Legislators' efforts to meddle in the affairs of local community college districts stalled Friday and for all the right reasons. Liz Brown, of the Illinois Council of Community College Presidents, summarized the point precisely in testimony before a Senate committee Thursday.

“I think this is reactionary legislation for one bad apple,” Brown said.

The “bad apple,” of course, is College of DuPage. Its $763,000 buyout of former President Robert Breuder created a local uproar, and state representatives and senators from DuPage County have been falling all over themselves this spring to make a show of doing something about it.

Among the proposals:

• A cap limiting contract buyouts to no more than one-year's salary;

• Restrictions on country club memberships, housing allowances and other contract perks;

• A three-year limit on the length of a community college president's contract;

• Provisions forbidding the placement of a former president's name on a college building;

• Limits on the amount of emergency cash community colleges can keep on hand;

• And even a proposal requiring COD to send its trustees to professional board training.

Space does not permit an item-by-item denunciation of these suggestions, but it ought to be clear to anyone who believes in local control of primarily property tax-supported institutions — including public K-12 school boards — that they share a common defect. They assign to the state authority that ought to be assigned and exercised locally.

It can be persuasively argued that the College of DuPage Board of Trustees did not exercise its responsibility very well when it decided three years before his contract was up that it had had enough of Breuder and was willing to pay three-quarters of a million dollars to show him the door,

But that board was acting according to the authority properly vested in it by the taxpayers and voters of the College of DuPage district. And it was acting in what a majority of members felt was the best interest of the college.

In the ensuing furor, the district's voters responded in no uncertain terms at the polls that the board was mistaken. Sending a message that ought to reverberate to districts everywhere in Illinois, they handily elected a new board majority committed to reform at COD.

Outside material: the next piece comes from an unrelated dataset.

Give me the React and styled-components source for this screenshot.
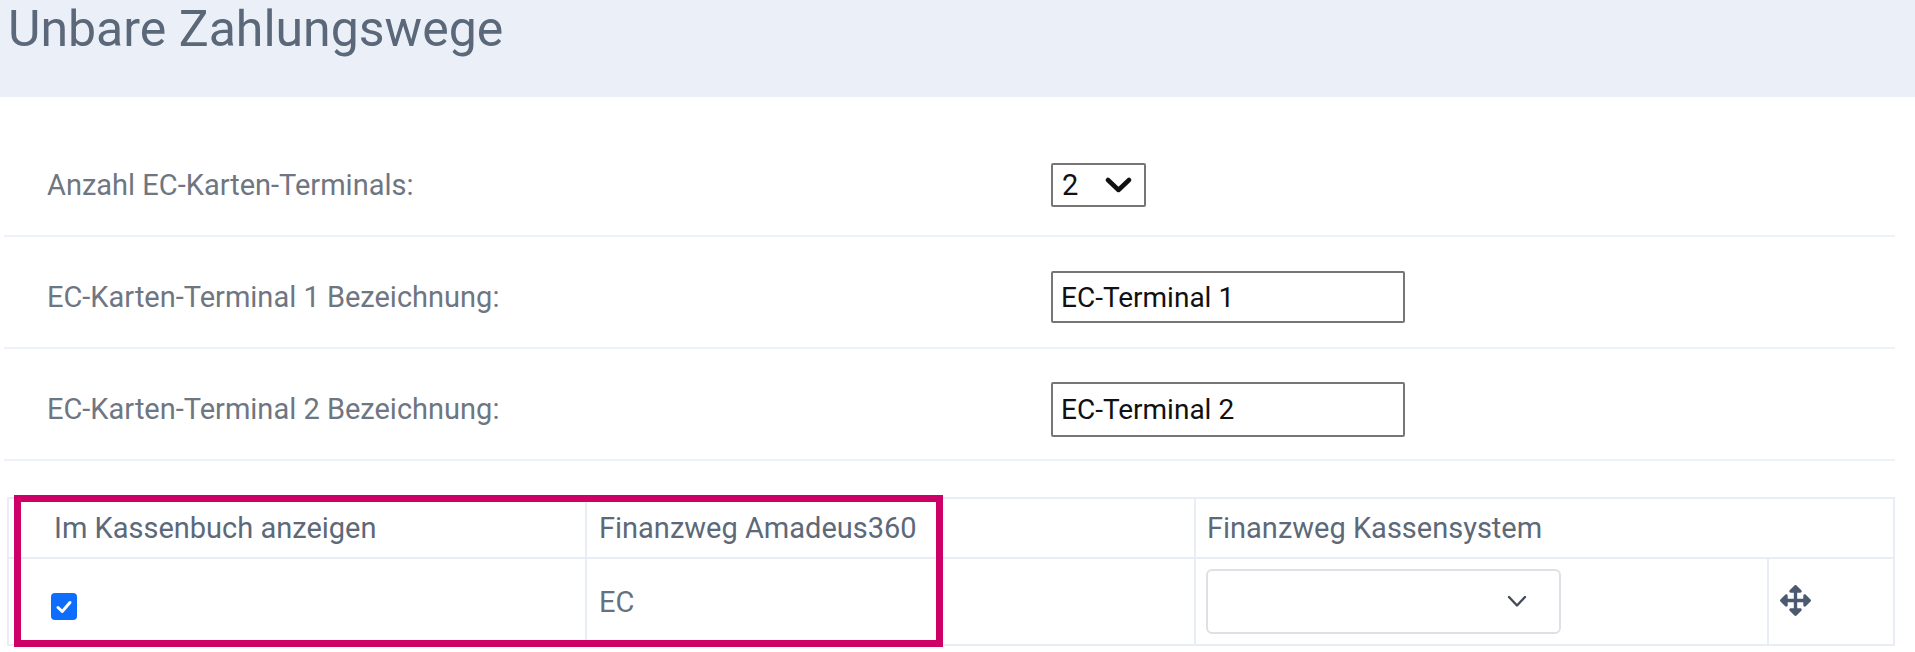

The merits of this new board's work remain to be seen, and we're in no way prepared to sign on with every action it takes. But whatever policies and practices emerge, they ought to come from this board, the duly elected trustees answering to the property taxpayers who are overwhelmingly responsible for funding the school's operations.

To be sure, executive salary creep is an issue in community colleges. It's also an issue at four-year institutions and at elementary and secondary school districts. The blizzard of legislative proposals following the COD scandal take none of this into consideration, and they virtually ignore the precedent they would set for other locally supported governments.

We understand the outrage over the Breuder buyout, and we share many of the concerns other critics have expressed. The response, though, should come not from a hasty political show in Springfield, but from the thoughtful actions of local board members listening to the direct voices of local communities that elect them.